* **WRITTEN INSTRUCTION**: Pull every "styles" line out of the data below.

Entries with page source code
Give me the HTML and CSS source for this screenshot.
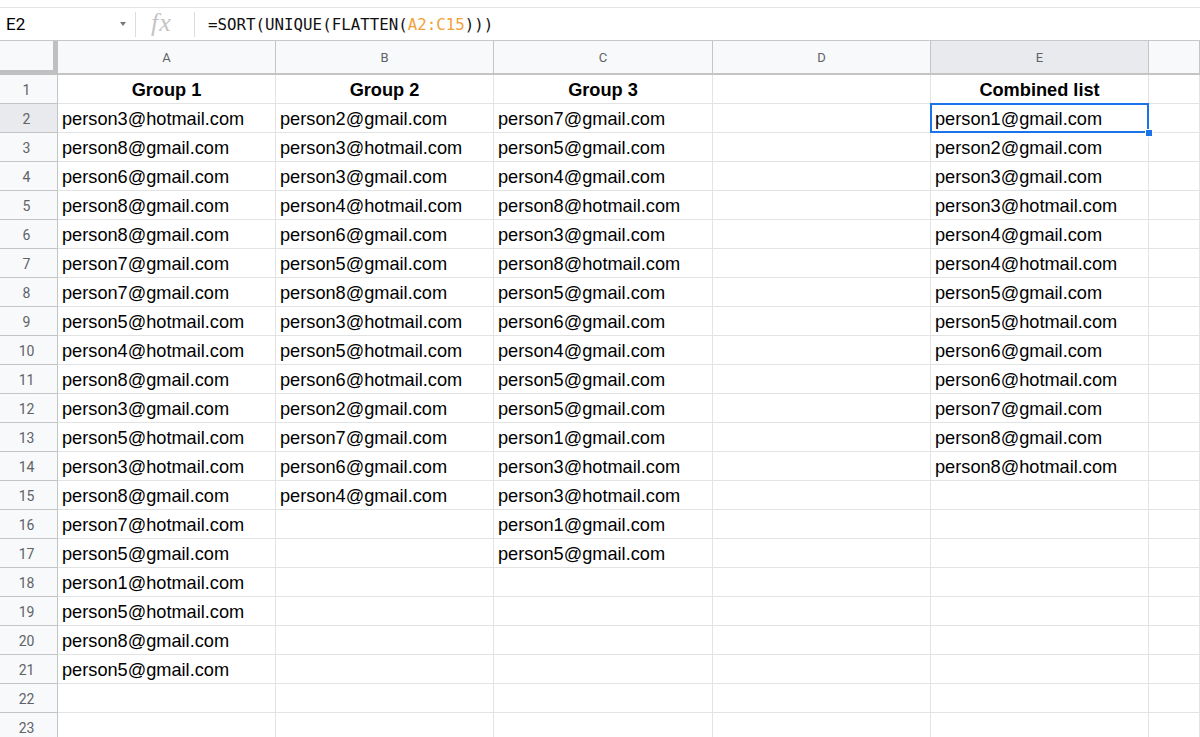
FILE: index.html
```html
<!DOCTYPE html>
<html lang="en">
<head>
<meta charset="utf-8">
<title>Sheet</title>
<link rel="stylesheet" href="styles.css">
</head>
<body>
<div class="topgap"></div>
<div class="formula-bar">
  <div class="namebox"><span class="ref">E2</span><span class="caret"></span></div>
  <div class="sep"></div>
  <div class="fx">fx</div>
  <div class="sep"></div>
  <div class="formula">=SORT(UNIQUE(FLATTEN(<span class="range">A2:C15</span>)))</div>
</div>
<div class="sheet">
  <div class="row head">
    <div class="corner"></div><div class="ch">A</div><div class="ch">B</div><div class="ch">C</div><div class="ch">D</div><div class="ch sel">E</div><div class="ch"></div>
  </div>
  <div class="row"><div class="rh">1</div><div class="c b">Group 1</div><div class="c b">Group 2</div><div class="c b">Group 3</div><div class="c"></div><div class="c b">Combined list</div><div class="c"></div></div>
  <div class="row"><div class="rh sel">2</div><div class="c">person3@hotmail.com</div><div class="c">person2@gmail.com</div><div class="c">person7@gmail.com</div><div class="c"></div><div class="c active">person1@gmail.com<span class="handle"></span></div><div class="c"></div></div>
  <div class="row"><div class="rh">3</div><div class="c">person8@gmail.com</div><div class="c">person3@hotmail.com</div><div class="c">person5@gmail.com</div><div class="c"></div><div class="c">person2@gmail.com</div><div class="c"></div></div>
  <div class="row"><div class="rh">4</div><div class="c">person6@gmail.com</div><div class="c">person3@gmail.com</div><div class="c">person4@gmail.com</div><div class="c"></div><div class="c">person3@gmail.com</div><div class="c"></div></div>
  <div class="row"><div class="rh">5</div><div class="c">person8@gmail.com</div><div class="c">person4@hotmail.com</div><div class="c">person8@hotmail.com</div><div class="c"></div><div class="c">person3@hotmail.com</div><div class="c"></div></div>
  <div class="row"><div class="rh">6</div><div class="c">person8@gmail.com</div><div class="c">person6@gmail.com</div><div class="c">person3@gmail.com</div><div class="c"></div><div class="c">person4@gmail.com</div><div class="c"></div></div>
  <div class="row"><div class="rh">7</div><div class="c">person7@gmail.com</div><div class="c">person5@gmail.com</div><div class="c">person8@hotmail.com</div><div class="c"></div><div class="c">person4@hotmail.com</div><div class="c"></div></div>
  <div class="row"><div class="rh">8</div><div class="c">person7@gmail.com</div><div class="c">person8@gmail.com</div><div class="c">person5@gmail.com</div><div class="c"></div><div class="c">person5@gmail.com</div><div class="c"></div></div>
  <div class="row"><div class="rh">9</div><div class="c">person5@hotmail.com</div><div class="c">person3@hotmail.com</div><div class="c">person6@gmail.com</div><div class="c"></div><div class="c">person5@hotmail.com</div><div class="c"></div></div>
  <div class="row"><div class="rh">10</div><div class="c">person4@hotmail.com</div><div class="c">person5@hotmail.com</div><div class="c">person4@gmail.com</div><div class="c"></div><div class="c">person6@gmail.com</div><div class="c"></div></div>
  <div class="row"><div class="rh">11</div><div class="c">person8@gmail.com</div><div class="c">person6@hotmail.com</div><div class="c">person5@gmail.com</div><div class="c"></div><div class="c">person6@hotmail.com</div><div class="c"></div></div>
  <div class="row"><div class="rh">12</div><div class="c">person3@gmail.com</div><div class="c">person2@gmail.com</div><div class="c">person5@gmail.com</div><div class="c"></div><div class="c">person7@gmail.com</div><div class="c"></div></div>
  <div class="row"><div class="rh">13</div><div class="c">person5@hotmail.com</div><div class="c">person7@gmail.com</div><div class="c">person1@gmail.com</div><div class="c"></div><div class="c">person8@gmail.com</div><div class="c"></div></div>
  <div class="row"><div class="rh">14</div><div class="c">person3@hotmail.com</div><div class="c">person6@gmail.com</div><div class="c">person3@hotmail.com</div><div class="c"></div><div class="c">person8@hotmail.com</div><div class="c"></div></div>
  <div class="row"><div class="rh">15</div><div class="c">person8@gmail.com</div><div class="c">person4@gmail.com</div><div class="c">person3@hotmail.com</div><div class="c"></div><div class="c"></div><div class="c"></div></div>
  <div class="row"><div class="rh">16</div><div class="c">person7@hotmail.com</div><div class="c"></div><div class="c">person1@gmail.com</div><div class="c"></div><div class="c"></div><div class="c"></div></div>
  <div class="row"><div class="rh">17</div><div class="c">person5@gmail.com</div><div class="c"></div><div class="c">person5@gmail.com</div><div class="c"></div><div class="c"></div><div class="c"></div></div>
  <div class="row"><div class="rh">18</div><div class="c">person1@hotmail.com</div><div class="c"></div><div class="c"></div><div class="c"></div><div class="c"></div><div class="c"></div></div>
  <div class="row"><div class="rh">19</div><div class="c">person5@hotmail.com</div><div class="c"></div><div class="c"></div><div class="c"></div><div class="c"></div><div class="c"></div></div>
  <div class="row"><div class="rh">20</div><div class="c">person8@gmail.com</div><div class="c"></div><div class="c"></div><div class="c"></div><div class="c"></div><div class="c"></div></div>
  <div class="row"><div class="rh">21</div><div class="c">person5@gmail.com</div><div class="c"></div><div class="c"></div><div class="c"></div><div class="c"></div><div class="c"></div></div>
  <div class="row"><div class="rh">22</div><div class="c"></div><div class="c"></div><div class="c"></div><div class="c"></div><div class="c"></div><div class="c"></div></div>
  <div class="row"><div class="rh">23</div><div class="c"></div><div class="c"></div><div class="c"></div><div class="c"></div><div class="c"></div><div class="c"></div></div>
</div>
</body>
</html>
```
FILE: styles.css
```css
* { box-sizing: border-box; }
html, body { margin: 0; padding: 0; background: #fff; overflow: hidden; }
body { font-family: "Liberation Sans", Arial, sans-serif; color: #000; }

.topgap { height: 7px; }

.formula-bar {
  height: 34px;
  border-top: 1px solid #e3e3e3;
  border-bottom: 1px solid #c8c8c8;
  display: flex;
  align-items: center;
}
.namebox {
  width: 135px;
  display: flex;
  align-items: center;
  justify-content: space-between;
  padding: 0 9px 0 6px;
}
.ref { font-family: Roboto, "Liberation Sans", sans-serif; font-size: 17px; color: #000; }
.caret {
  width: 0; height: 0;
  border-left: 3.5px solid transparent;
  border-right: 3.5px solid transparent;
  border-top: 4px solid #777;
}
.sep { width: 1px; height: 25px; background: #dadce0; }
.fx {
  width: 58px;
  padding-left: 15px;
  font-family: "Liberation Serif", "Times New Roman", serif;
  font-style: italic;
  font-size: 26px;
  letter-spacing: 1px;
  color: #c4c4c4;
  line-height: 1;
  margin-top: -3px;
}
.formula {
  padding-left: 13px;
  font-family: "DejaVu Sans Mono", monospace;
  font-size: 15.8px;
  color: #111;
}
.range { color: #f0a23a; }

.sheet { display: flex; flex-direction: column; }
.row {
  display: grid;
  grid-template-columns: 58px 218px 218px 219px 218px 218px 1fr;
  height: 29px;
}
.row.head { height: 34px; }

.corner {
  background: #f8f9fa;
  border-right: 5px solid #c0c0c0;
  border-bottom: 5px solid #c0c0c0;
}
.ch {
  background: #f8f9fa;
  border-right: 1px solid #c4c4c4;
  border-bottom: 2px solid #c4c4c4;
  display: flex;
  align-items: center;
  justify-content: center;
  font-family: Roboto, "Liberation Sans", sans-serif;
  font-size: 13px;
  color: #5f6368;
}
.ch.sel, .rh.sel { background: #e8eaed; }

.rh {
  background: #f8f9fa;
  border-right: 1px solid #c4c4c4;
  border-bottom: 1px solid #c4c4c4;
  display: flex;
  align-items: center;
  justify-content: center;
  font-family: Roboto, "Liberation Sans", sans-serif;
  font-size: 14px;
  color: #5f6368;
  padding: 2px 4px 0 0;
}

.c {
  border-right: 1px solid #e2e3e3;
  border-bottom: 1px solid #e2e3e3;
  display: flex;
  align-items: center;
  padding: 2px 0 0 4px;
  font-size: 18.2px;
  white-space: nowrap;
  overflow: visible;
}
.c.b { font-weight: bold; justify-content: center; padding-left: 0; }

.c.active { position: relative; }
.c.active::after {
  content: "";
  position: absolute;
  left: -1px; top: -1px; right: -1px; bottom: -1px;
  border: 2px solid #1a73e8;
  pointer-events: none;
}
.handle {
  position: absolute;
  right: -5px;
  bottom: -5px;
  width: 8px;
  height: 8px;
  background: #1a73e8;
  border: 1px solid #fff;
  z-index: 2;
}
```
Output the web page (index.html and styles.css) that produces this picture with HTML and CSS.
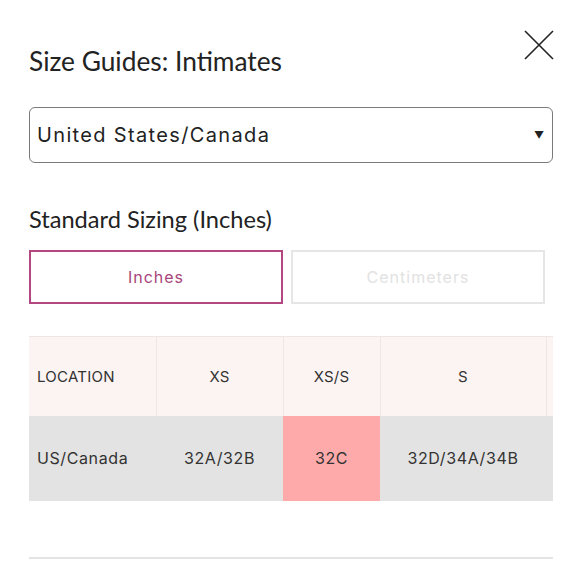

* **CORRECT OUTPUT**:
<link rel="stylesheet" href="styles.css">
FILE: styles.css
Output the web page (index.html and styles.css) that produces this picture with HTML and CSS.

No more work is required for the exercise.